Celtic Wales by Aldhouse-Green Miranda & Howell Ray
Author:Aldhouse-Green, Miranda & Howell, Ray [Aldhouse-Green, Miranda]
Language: eng
Format: azw3
ISBN: 9781786830456
Publisher: University of Wales Press
Published: 2017-01-31T16:00:00+00:00
Religious life
When the Romans occupied Britain, they brought with them both the ‘iconographic habit’ and the ‘epigraphic habit’, along with the tradition of venerating the supernatural forces in sacred buildings – temples – which conformed to a formalized architectural convention, marking them out as unequivocally associated with religion and ritual. Although the pre-Roman Britons (and their nearest neighbours in Gaul) did sometimes fashion images of their gods in wood and, occasionally, in stone, there is no doubt that the Roman occupation of these lands resulted in a vast increase in this kind of tangible acknowledgement of a spirit-world inhabited by deities who were perceived as more or less resembling humans. Alongside this developed tradition of depicting divine images, the Romans introduced the idea of setting up inscribed dedications which, for the first time, identified gods and goddesses by name. It may be that such formalization of the supernatural world, involving codification of divine identity by means of depiction and nomenclature in the permanence of stone, actually influenced the manner in which the gods were perceived and venerated. It may also be that the huge range of sacred images, with no apparent Iron Age forebears, that appeared in Britain and Gaul during the Roman period represented a deliberate invention of a new Gallo-British pantheon, as a reaction to the introduction of intrusive Roman cults and in a vigorous reassertion of ‘Celtic’ identity. This may account for the presence of god-forms – like those of Epona and Hammer-God – who, though apparently worshipped and depicted for the first time after the Roman conquest, bore little resemblance to any members of the Graeco-Roman pantheon.
Deities
The Roman army brought their gods with them to Wales. Jupiter, Fortuna, Mercury and other divinities originating from Italy were venerated, for instance, at Caerleon. Alongside divinities of Mediterranean origin, the troops introduced the more exotic cult of Mithras, a saviour-god of Persian origin, and mithraea are known to have been established at Caerleon and Segontium.

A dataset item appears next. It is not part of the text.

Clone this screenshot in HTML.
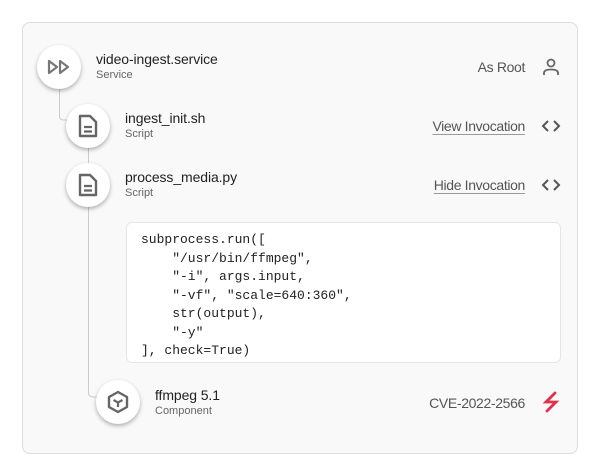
<!DOCTYPE html>
<html><head><style>
body{margin:0;width:600px;height:476px;background:#fff;font-family:"Liberation Sans",sans-serif;position:relative;overflow:hidden}
.card{position:absolute;left:22px;top:22px;width:554px;height:430px;background:#f9f9f9;border:1px solid #dedede;border-radius:8px}
.c{position:absolute;width:44px;height:44px;border-radius:50%;background:#fff;box-shadow:0 2px 4px rgba(0,0,0,.3);display:flex;align-items:center;justify-content:center}
.t{position:absolute;font-size:14px;color:#222;letter-spacing:-0.1px}
.s{position:absolute;font-size:11px;color:#666}
.r{position:absolute;font-size:14px;color:#555;right:75px;text-align:right;letter-spacing:-0.35px}
.u{text-decoration:underline;text-decoration-color:#999;text-underline-offset:3px}
.ic{position:absolute;left:540px}
pre{position:absolute;left:126px;top:222px;width:435px;height:141px;margin:0;box-sizing:border-box;background:#fff;border:1px solid #e6e6e6;border-radius:6px;padding:8px 14px;font-family:"Liberation Mono",monospace;font-size:13px;line-height:18.5px;color:#222}
</style></head><body>
<div class="card"></div>
<svg style="position:absolute;left:0;top:0" width="600" height="476"><path d="M59.5 88 V116 Q59.5 120 64 120 H70 M88.5 148 V392 Q88.5 397 93 397 H100" fill="none" stroke="#ccc" stroke-width="1"/></svg>
<div class="c" style="left:37px;top:45px"><svg width="24" height="16" viewBox="0 0 24 16"><path d="M2 2 L10 8 L2 14Z M13 2 L21 8 L13 14Z" fill="none" stroke="#777" stroke-width="2.2" stroke-linejoin="round"/></svg></div>
<div class="c" style="left:66px;top:104px"><svg width="20" height="24" viewBox="0 0 20 24"><path d="M2 2 H12 L18 8 V22 H2Z" fill="none" stroke="#666" stroke-width="2.4" stroke-linejoin="round"/><path d="M6 13 H14 M6 17.5 H14" stroke="#666" stroke-width="2.2"/></svg></div>
<div class="c" style="left:66px;top:163px"><svg width="20" height="24" viewBox="0 0 20 24"><path d="M2 2 H12 L18 8 V22 H2Z" fill="none" stroke="#666" stroke-width="2.4" stroke-linejoin="round"/><path d="M6 13 H14 M6 17.5 H14" stroke="#666" stroke-width="2.2"/></svg></div>
<div class="c" style="left:96px;top:380px"><svg width="24" height="24" viewBox="0 0 24 24"><path d="M12 2 L21 7 V17 L12 22 L3 17 V7Z" fill="none" stroke="#666" stroke-width="2.4" stroke-linejoin="round"/><path d="M7.5 10 L12 12.5 L16.5 10 M12 12.5 V17" fill="none" stroke="#666" stroke-width="2.2"/></svg></div>
<div class="t" style="left:96px;top:51px">video-ingest.service</div><div class="s" style="left:96px;top:69px">Service</div>
<div class="t" style="left:125px;top:110px">ingest_init.sh</div><div class="s" style="left:125px;top:128px">Script</div>
<div class="t" style="left:125px;top:169px">process_media.py</div><div class="s" style="left:125px;top:187px">Script</div>
<div class="t" style="left:155px;top:387px">ffmpeg 5.1</div><div class="s" style="left:155px;top:405px">Component</div>
<div class="r" style="top:59px">As Root</div>
<div class="r u" style="top:118px">View Invocation</div>
<div class="r u" style="top:177px">Hide Invocation</div>
<div class="r" style="top:395px">CVE-2022-2566</div>
<svg class="ic" style="top:57px" width="22" height="20" viewBox="0 0 22 20"><circle cx="11" cy="6" r="3.5" fill="none" stroke="#666" stroke-width="1.8"/><path d="M4 18 V16 Q4 12.5 11 12.5 Q18 12.5 18 16 V18" fill="none" stroke="#666" stroke-width="1.8"/></svg>
<svg class="ic" style="top:119px" width="22" height="14" viewBox="0 0 22 14"><path d="M8 2 L3 7 L8 12 M14 2 L19 7 L14 12" fill="none" stroke="#555" stroke-width="2"/></svg>
<svg class="ic" style="top:178px" width="22" height="14" viewBox="0 0 22 14"><path d="M8 2 L3 7 L8 12 M14 2 L19 7 L14 12" fill="none" stroke="#555" stroke-width="2"/></svg>
<svg class="ic" style="top:391px" width="22" height="22" viewBox="0 0 22 22"><path d="M15 2 L6 11 L16 11 L7 20" fill="none" stroke="#e0304a" stroke-width="2.8" stroke-linejoin="miter" stroke-linecap="round"/></svg>
<pre>subprocess.run([
    "/usr/bin/ffmpeg",
    "-i", args.input,
    "-vf", "scale=640:360",
    str(output),
    "-y"
], check=True)</pre>
</body></html>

But it is interesting to observe that – even in Roman military installations – there is evidence for the worship of deities that were either indigenous to Britain or, more likely, were imported from Gaul. Soldiers took care to pay homage not only to the state-gods of Rome but also to the spirits of their homeland and of the new territory they were occupying. Some of the antefixes (triangular clay tiles that fitted onto the gable-ends of roofs) found at Caerleon were adorned with human faces accompanied by celestial symbols, including solar wheels. From archaeological evidence, it is possible to identify a Gallo-British celestial god whose emblem was a spoked wheel and who was venerated throughout western Europe in both pre-Roman and Roman periods. It is noteworthy, too, that another Gaulish sky-god, a thunderer named Taranis, was worshipped in the legionary fortress at Chester.
The few images of divinities that are probably of Iron Age date (see chapter 2) are devoid of specific symbolism, thus making it impossible to link the iconography with any functional identification.